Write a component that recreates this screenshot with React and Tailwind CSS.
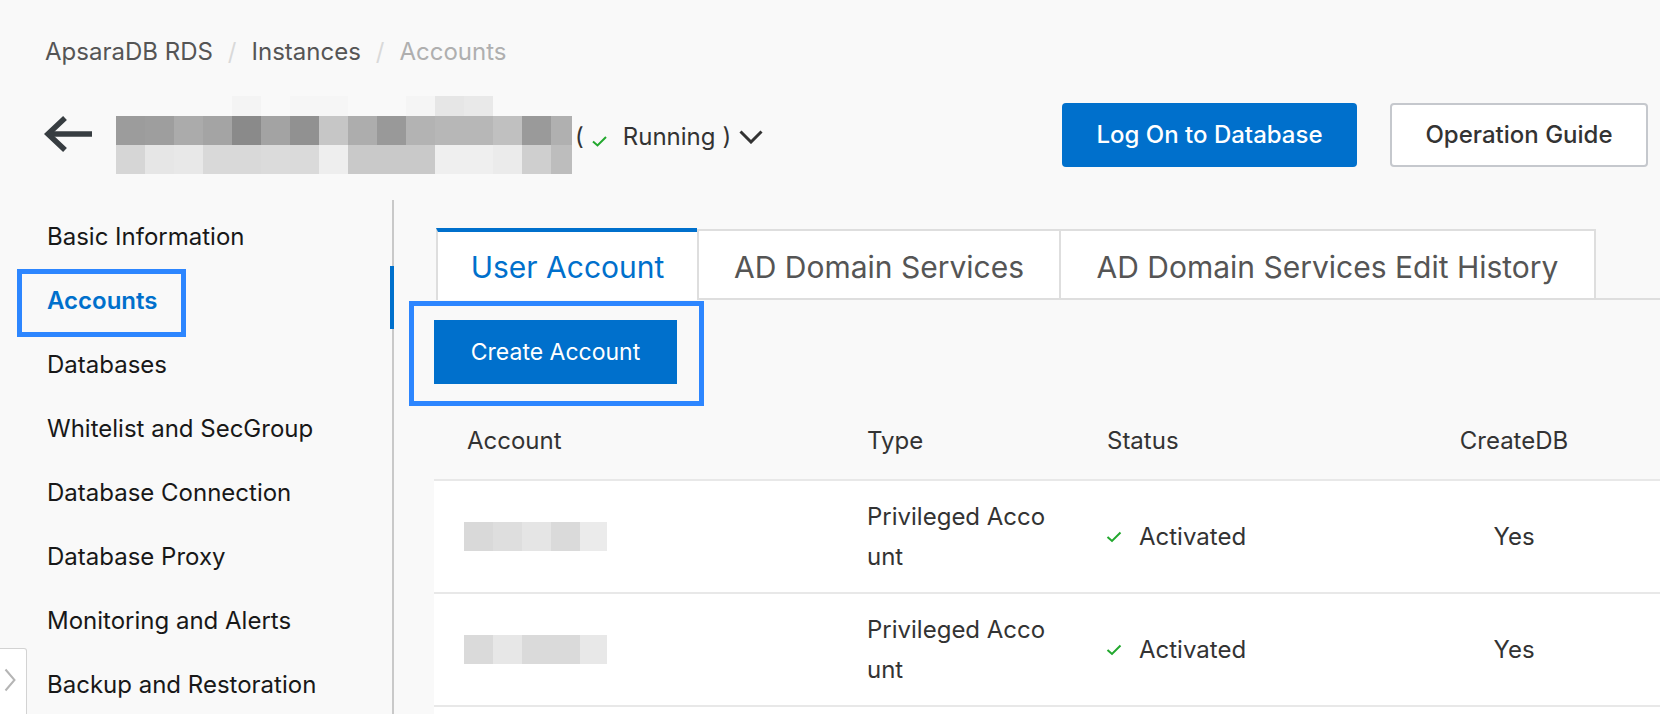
import React from "react";

const NAV = [
  "Basic Information",
  "Accounts",
  "Databases",
  "Whitelist and SecGroup",
  "Database Connection",
  "Database Proxy",
  "Monitoring and Alerts",
  "Backup and Restoration",
];

// blurred instance name, one entry per 29px column (last one is narrower)
const NAME_TOP = ["", "", "", "", "#f4f4f4", "", "#f6f6f6", "#f6f6f6", "", "", "#f5f5f5", "#e6e6e6", "#e9e9e9", "", "", ""];
const NAME_MID = ["#9c9c9c", "#9e9e9e", "#ababab", "#a4a4a4", "#8a8a8a", "#a3a3a3", "#919191", "#c6c6c6", "#adadad", "#999999", "#b3b3b3", "#b7b7b7", "#b7b7b7", "#c0c0c0", "#9a9a9a", "#b0b0b0"];
const NAME_BOT = ["#d6d6d6", "#e6e6e6", "#e8e8e8", "#d9d9d9", "#d9d9d9", "#dbdbdb", "#dadada", "#eeeeee", "#c9c9c9", "#c9c9c9", "#c9c9c9", "#efefef", "#efefef", "#ebebeb", "#cfcfcf", "#bdbdbd"];

const ROWS = [
  { blur: ["#d9d9d9", "#dedede", "#e5e5e5", "#dadada", "#ebebeb"] },
  { blur: ["#dadada", "#e7e7e7", "#dadada", "#dadada", "#e8e8e8"] },
];

function BlurRow({ colors, height }) {
  return (
    <div className="flex">
      {colors.map((c, i) => (
        <div
          key={i}
          className={i === colors.length - 1 ? "w-[21px]" : "w-[29px]"}
          style={{ height, backgroundColor: c || "transparent" }}
        />
      ))}
    </div>
  );
}

function Check({ className }) {
  return (
    <svg viewBox="0 0 16 11" className={className} fill="none">
      <path d="M1.5 5.5 L6 9.5 L14.5 1" stroke="#22a82e" strokeWidth="2" />
    </svg>
  );
}

export default function App() {
  return (
    <div className="relative h-[714px] w-[1660px] overflow-hidden bg-[#f9f9f9] text-[#333] [font-family:Inter,'Noto_Sans',sans-serif]">
      {/* breadcrumb */}
      <nav className="flex pl-[45px] pt-[38px] text-[24px] leading-[28px]">
        <span className="text-[#555]">ApsaraDB RDS</span>
        <span className="px-[15px] text-[#d9d9d9]">/</span>
        <span className="text-[#555]">Instances</span>
        <span className="px-[15px] text-[#d9d9d9]">/</span>
        <span className="text-[#afafaf]">Accounts</span>
      </nav>

      {/* instance header */}
      <div className="mt-[30px] flex items-start">
        <svg viewBox="0 0 48 38" className="ml-[44px] mt-[19px] h-[38px] w-[48px]" fill="none">
          <path d="M21 3 L4 19 L21 35" stroke="#373d41" strokeWidth="5.5" />
          <path d="M5 19 H48" stroke="#373d41" strokeWidth="5.5" />
        </svg>
        <div className="ml-[24px] flex flex-col">
          <BlurRow colors={NAME_TOP} height={20} />
          <BlurRow colors={NAME_MID} height={29} />
          <BlurRow colors={NAME_BOT} height={29} />
        </div>
        <div className="ml-[3px] mt-[26px] flex items-start text-[24px] leading-[29px] text-[#333]">
          <span>(</span>
          <Check className="ml-[7px] mt-[14px] h-[11px] w-[17px]" />
          <span className="ml-[15px]">Running</span>
          <span className="ml-[7px]">)</span>
          <svg viewBox="0 0 24 14" className="ml-[8px] mt-[8px] h-[14px] w-[24px]" fill="none">
            <path d="M1.5 1.5 L12 12 L22.5 1.5" stroke="#333" strokeWidth="3" />
          </svg>
        </div>
        <div className="ml-auto mr-[12px] mt-[7px] flex gap-[33px] text-[24px] font-medium">
          <button className="h-[64px] w-[295px] rounded-[4px] bg-[#0070cc] text-white">
            Log On to Database
          </button>
          <button className="h-[64px] w-[258px] rounded-[4px] border-2 border-[#c5c8cd] bg-white text-[#333]">
            Operation Guide
          </button>
        </div>
      </div>

      {/* body */}
      <div className="mt-[26px] flex h-[514px]">
        <aside className="relative w-[394px] shrink-0 border-r-2 border-[#c9c9c9] pt-[5px]">
          {NAV.map((item) => (
            <div
              key={item}
              className={`flex h-[64px] items-center pl-[47px] text-[24px] ${
                item === "Accounts" ? "font-semibold text-[#0070cc]" : "text-[#181818]"
              }`}
            >
              {item}
            </div>
          ))}
          <div className="absolute right-[-2px] top-[66px] h-[63px] w-[4px] bg-[#0070cc]" />
          <div className="absolute left-[17px] top-[69px] h-[68px] w-[169px] border-[5px] border-[#2d86ff]" />
          <div className="absolute left-0 top-[448px] flex h-[80px] w-[27px] items-start rounded-tr-[3px] border border-l-0 border-[#d3d3d3] bg-white pl-[4px] pt-[19px]">
            <svg viewBox="0 0 12 24" className="h-[24px] w-[12px]" fill="none">
              <path d="M1.5 1.5 L10.5 12 L1.5 22.5" stroke="#b5b5b5" strokeWidth="2" />
            </svg>
          </div>
        </aside>

        <main className="flex min-w-0 flex-1 flex-col pt-[28px]">
          {/* tabs */}
          <div className="flex h-[72px] items-end">
            <div className="ml-[42px] flex h-[72px] w-[261px] justify-center border-l-2 border-t-4 border-l-[#dedede] border-t-[#0070cc] bg-white pt-[17px] text-[30px] leading-[36px] text-[#0070cc]">
              User Account
            </div>
            <div className="flex h-[71px] w-[362px] justify-center border-2 border-r-0 border-[#dedede] bg-white pt-[18px] text-[30px] leading-[36px] text-[#555]">
              AD Domain Services
            </div>
            <div className="flex h-[71px] w-[537px] justify-center border-2 border-[#dedede] bg-white pt-[18px] text-[30px] leading-[36px] text-[#555]">
              AD Domain Services Edit History
            </div>
            <div className="h-[2px] flex-1 bg-[#dedede]" />
          </div>

          {/* create account */}
          <div className="ml-[15px] mt-[1px] h-[105px] w-[295px] border-[5px] border-[#2d86ff] pl-[20px] pt-[14px]">
            <button className="h-[64px] w-[243px] bg-[#0070cc] text-[23px] text-white">
              Create Account
            </button>
          </div>

          {/* table */}
          <div className="ml-[40px] flex flex-1 flex-col text-[24px] text-[#333]">
            <div className="flex h-[75px] border-b-2 border-[#e8e8e8] pt-[20px] leading-[29px]">
              <div className="w-[400px] pl-[33px]">Account</div>
              <div className="w-[240px] pl-[33px]">Type</div>
              <div className="w-[294px] pl-[33px]">Status</div>
              <div className="flex-1 text-center">CreateDB</div>
            </div>
            {ROWS.map((row, idx) => (
              <div key={idx} className="flex h-[113px] shrink-0 items-center border-b-2 border-[#e8e8e8] bg-white">
                <div className="w-[400px] pl-[30px]">
                  <div className="flex">
                    {row.blur.map((c, i) => (
                      <div
                        key={i}
                        className={`h-[29px] ${i === row.blur.length - 1 ? "w-[27px]" : "w-[29px]"}`}
                        style={{ backgroundColor: c }}
                      />
                    ))}
                  </div>
                </div>
                <div className="w-[240px] pl-[33px] leading-[40px]">
                  <div>Privileged Acco</div>
                  <div>unt</div>
                </div>
                <div className="flex w-[294px] items-center pl-[32px]">
                  <Check className="h-[12px] w-[16px]" />
                  <span className="ml-[17px]">Activated</span>
                </div>
                <div className="flex-1 text-center">Yes</div>
              </div>
            ))}
            <div className="flex-1 bg-white" />
          </div>
        </main>
      </div>
    </div>
  );
}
======
* EXERCISE INSTRUCTIONS
Where a line above contains the word "React", copy that line.

* OUTPUT OF THE EXERCISE
Write a component that recreates this screenshot with React and Tailwind CSS.
import React from "react";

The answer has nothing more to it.